During this time, I had been ignoring some nagging back pain that I simply attributed to being an overweight, too tall, out-of-shape dentist. I had put up with it for quite some time when I eventually thought I should really get it looked at – so I did. When I went for my appointment, I assumed the doctors were going to tell me I had a bulging disk or something small that might require some surgery; that I might require some time off.
Reality quickly came crashing down on me when the office called me back the day after I had my MRI and said the doctor needed to see me right away. I was scared and nervous, but I went in regardless – this needed to be addressed if I wanted to continue working.
During my urgent follow-up appointment, the doctor proceeded to throw the MRI image up on the screen and said that while he didn’t know what the mass was, it was quite serious. I had a large tumor and it was directly inside of my spine. In that moment, I don’t know if I have ever felt so terrified and hopeless in my entire life. So many questions were running through my head. I was worried about my family, my practice, my patients, and my staff. What would happen to them? What was going to happen to me?
Not long after, I went into surgery thinking it was cancer and wondering if I would survive it or, most certainly, wondering if I would be in a wheelchair when it was over.
That day was the shortest day of my life and the longest day for my wife and children. I hope to never put them through that again.
The good news was that it was not cancer. The bad news, however, was that the surgeon recommended I never go back into general dentistry – it could be dangerous for my health. For someone who is extremely passionate about what I do, like most us in the field, this was devastating news to hear.
Fortunately, about 12 or 13 years ago, I had joined a group of other dentists through Dental Safety Net. This group was ultimately a godsend to my wife and I, as the fate of my practice was one less thing we had to worry about. I wasn’t going back to dentistry, but I knew I had this big practice, not only with patients to take care of, but with staff who were loyal and excellent at what they do. I care about them tremendously. In that moment, I knew I needed to keep them working and I certainly didn’t want to lose them.
So, my group of Dental Safety Net colleagues stepped in very quickly to support me, my practice, and my family. The coordinator arranged the schedule on my behalf and provided a huge sense of relief and peace of mind for my team and my patients. All I had to do was focus on recovering, regaining my strength, and putting faith into my support network to do the rest.
The interesting thing I found out later was that my patients thought it was really cool that some of my colleagues of mine were stepping in to take care of my staff, of them, and of me. In fact, several of them mentioned that. As a result, they were much more accepting of the turmoil that was being caused in their life, because they could see I had
a huge network of friends who were helping me out. I think they really liked that – I did too.

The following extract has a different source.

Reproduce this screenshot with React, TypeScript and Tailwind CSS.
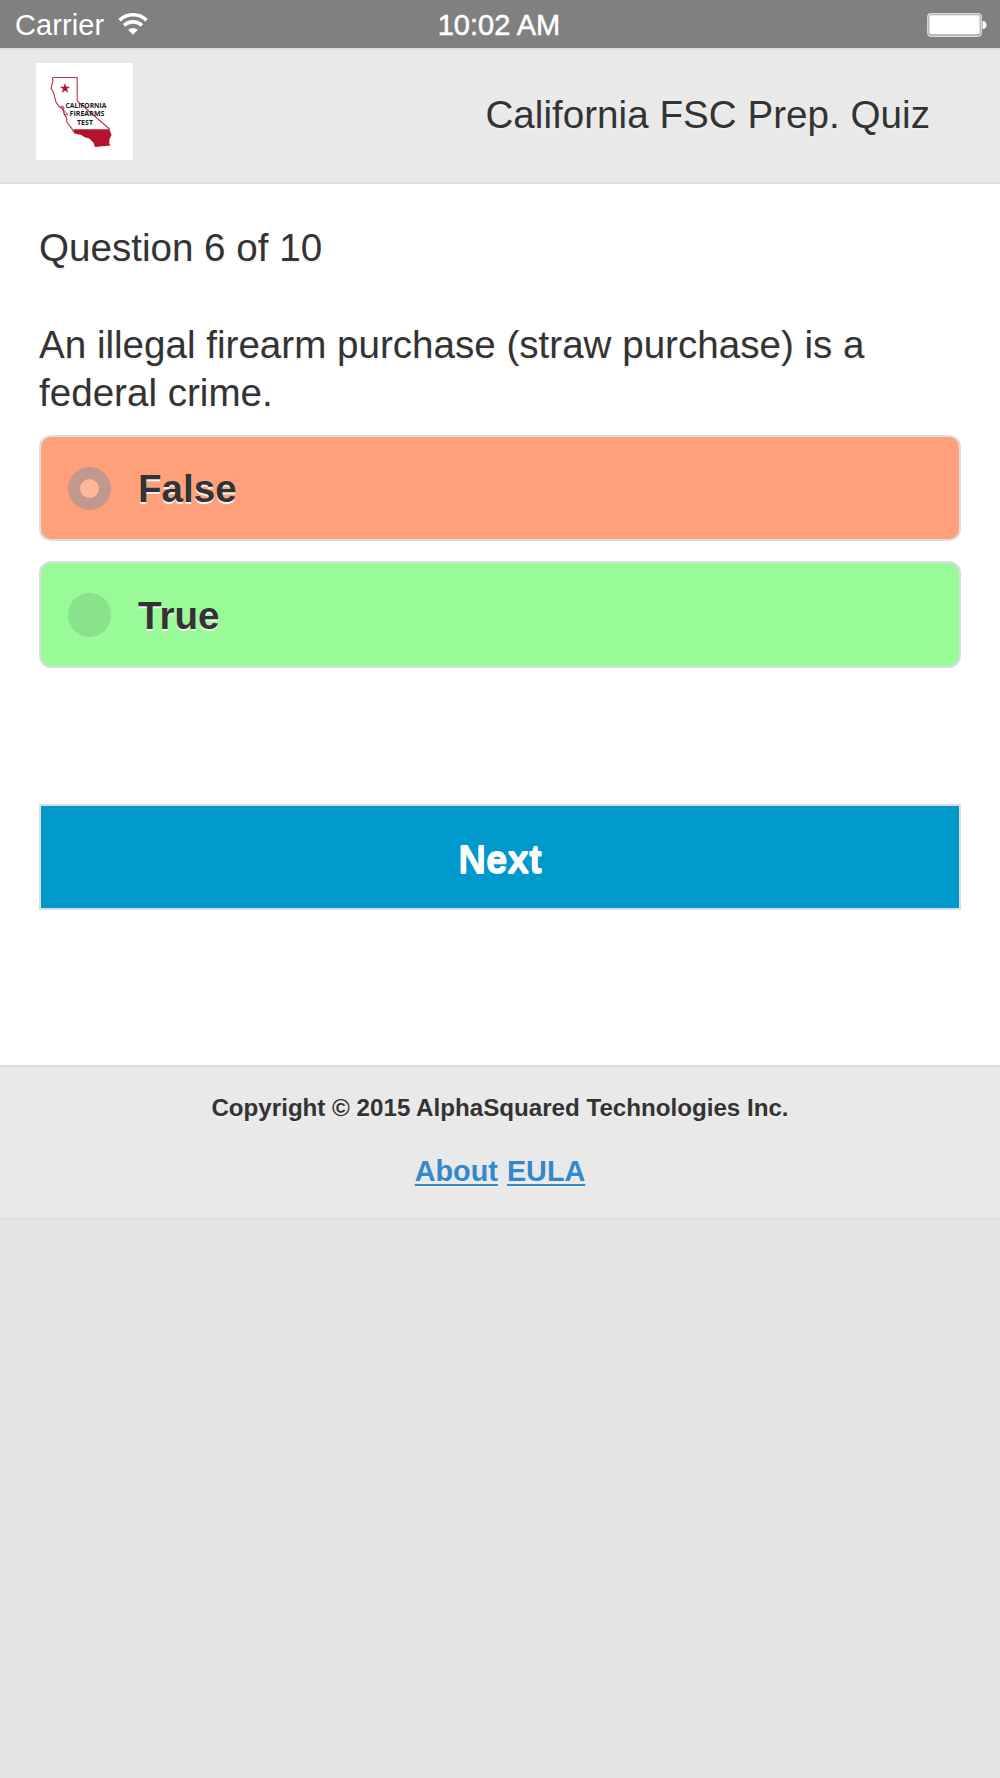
const answers = [
  { label: 'False', checked: true },
  { label: 'True', checked: false },
]

function WifiIcon() {
  return (
    <svg className="w-[30px] h-[22px] -mt-[4px]" viewBox="0 0 30 22" fill="none" stroke="white" strokeWidth="3.6">
      <path d="M1.5 7.3a19.3 19.3 0 0 1 27 0" />
      <path d="M6.1 12.6a12.6 12.6 0 0 1 17.8 0" />
      <path d="M15 21.8l-4.8-5a7 7 0 0 1 9.6 0z" fill="white" stroke="none" />
    </svg>
  )
}

function BatteryIcon() {
  return (
    <svg className="w-[60px] h-6 mt-[2px]" viewBox="0 0 60 24">
      <rect x="0.7" y="0.7" width="53.6" height="22.6" rx="3.5" fill="#aaaaaa" stroke="#dedede" strokeWidth="1.2" />
      <rect x="2.4" y="2.2" width="50.2" height="19" rx="2" fill="white" />
      <path d="M55.5 8a4 4 0 0 1 0 8z" fill="white" />
    </svg>
  )
}

function Logo() {
  return (
    <svg className="w-[97px] h-[97px] bg-white" viewBox="0 0 97 97">
      <path
        d="M16.5 14.5H41.2V38L74 66.5M16.5 14.5l.4 4-1.2 4-.6 3 2.6 4.2 1.1 5 1.4 5 3.5 4.3 3.8 2.2.6 5 2.4 3.2.4 5 4.8 6 2.4 4"
        fill="none"
        stroke="#b93148"
        strokeWidth="1.1"
      />
      <path d="M25 43l3 1-.6 3 3.2 3 1.2 2-3-.5-2-4z" fill="none" stroke="#b93148" strokeWidth="0.9" />
      <path d="M37.7 66.2H73.2l2.4 5.6-2 4.2-.4 4.2 1.2 2.2L59 83.9l-1.6-4.3-4.6-4.3-4.2-1-3.2-2.4-7.1-1.5z" fill="#b51230" />
      <path d="M29 20l1.2 3.7h4L31 26l1.2 4-3.2-2.4-3.2 2.4 1.2-4-3.2-2.3h4z" fill="#b51230" />
      <g fill="#182022" fontFamily="'Open Sans', sans-serif" fontWeight="700" fontSize="7.4" textAnchor="middle">
        <text x="50" y="44.8" textLength="41" lengthAdjust="spacingAndGlyphs">CALIFORNIA</text>
        <text x="51" y="53.3" textLength="35" lengthAdjust="spacingAndGlyphs">FIREARMS</text>
        <text x="49" y="62" textLength="16" lengthAdjust="spacingAndGlyphs">TEST</text>
      </g>
    </svg>
  )
}

export default function App() {
  return (
    <div className="flex flex-col h-[1778px] bg-[#e4e4e4] font-['Liberation_Sans',Arial,sans-serif] text-[#333333] text-[38.6px] leading-[48.5px]">
      {/* Status bar */}
      <div className="grid grid-cols-3 items-center h-12 pl-[15px] pr-[13px] bg-[#808080] text-white text-[29px] leading-none">
        <div className="flex items-center gap-[14px] pt-[3px]">
          <span className="tracking-[0.1px]">Carrier</span>
          <WifiIcon />
        </div>
        <span className="text-center pt-[3px] pr-[4px] [-webkit-text-stroke:0.5px_white]">10:02 AM</span>
        <div className="flex justify-end">
          <BatteryIcon />
        </div>
      </div>

      {/* Header */}
      <header className="flex justify-between h-[136px] pl-9 pr-[70px] bg-[#e9e9e9] border-y-[2.4px] border-[#dddddd]">
        <div className="pt-[13px]">
          <Logo />
        </div>
        <h1 className="pt-[41px] tracking-[0.03px] [text-shadow:0_2px_0_#eeeeee]">California FSC Prep. Quiz</h1>
      </header>

      {/* Question */}
      <main className="h-[881px] px-[39px] pt-10 bg-white [text-shadow:0_2px_0_#f3f3f3]">
        <p>Question 6 of 10</p>
        <p className="mt-[48px] w-[900px]">An illegal firearm purchase (straw purchase) is a federal crime.</p>
        <div className="flex flex-col gap-5 mt-[17px] font-bold [text-shadow:0_2.4px_0_#f3f3f3]">
          {answers.map(({ label, checked }) => (
            <label
              key={label}
              className={`flex items-center gap-[27px] h-[106.5px] pt-px pl-[26.5px] border-[2.4px] border-[#dddddd] rounded-xl ${checked ? 'bg-[#ffa07a]' : 'bg-[#98fb98]'}`}
            >
              <span
                className={`flex items-center justify-center size-[43.5px] rounded-full ${checked ? 'bg-[#c1978f]' : 'bg-[#8ae38a]'}`}
              >
                {checked && <span className="size-[19.5px] rounded-full bg-[#ffb799]" />}
              </span>
              <span className="pt-[2px]">{label}</span>
            </label>
          ))}
        </div>
        <button className="block w-full h-[106px] pt-[6px] mt-[136px] bg-[#0099cc] border-[2.4px] border-[#dddddd] text-white font-bold [text-shadow:0_2.4px_0_#f3f3f3,0_1px_0_#ffffff]">
          Next
        </button>
      </main>

      {/* Footer */}
      <footer className="h-[155px] pt-[26px] bg-[#e9e9e9] border-y-[2.4px] border-[#dddddd] text-center font-bold [text-shadow:0_2px_0_#eeeeee]">
        <p className="text-[24.15px] leading-[30px]">Copyright © 2015 AlphaSquared Technologies Inc.</p>
        <p className="mt-[30px] text-[28.8px] leading-9 text-[#3388cc] [word-spacing:1px]">
          <a className="underline decoration-2 underline-offset-[3px]" href="#about">About</a>{' '}
          <a className="underline decoration-2 underline-offset-[3px]" href="#eula">EULA</a>
        </p>
      </footer>
    </div>
  )
}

Now, when I look back and reflect upon my experience, I do feel some angst about what could have happened had I not decided to become part of the Dental Safety Net family.
But, that being said, I mainly feel a huge sense of gratitude and relief – it is an experience I will never forget.
To my colleagues reading my story, I feel it’s important to remind you all that while we sometimes may feel invincible, we cannot stop the inevitable. Be prepared before it’s too late – you owe it to your family, your patients, your staff, and yourself.
Stuart Rich has transitioned to treating sleep apnea patients with dental solutions and practices in Auburn, WA. Rich has practiced general dentistry for the past 30 years and is well-loved as an outgoing and reputable dentist in his community.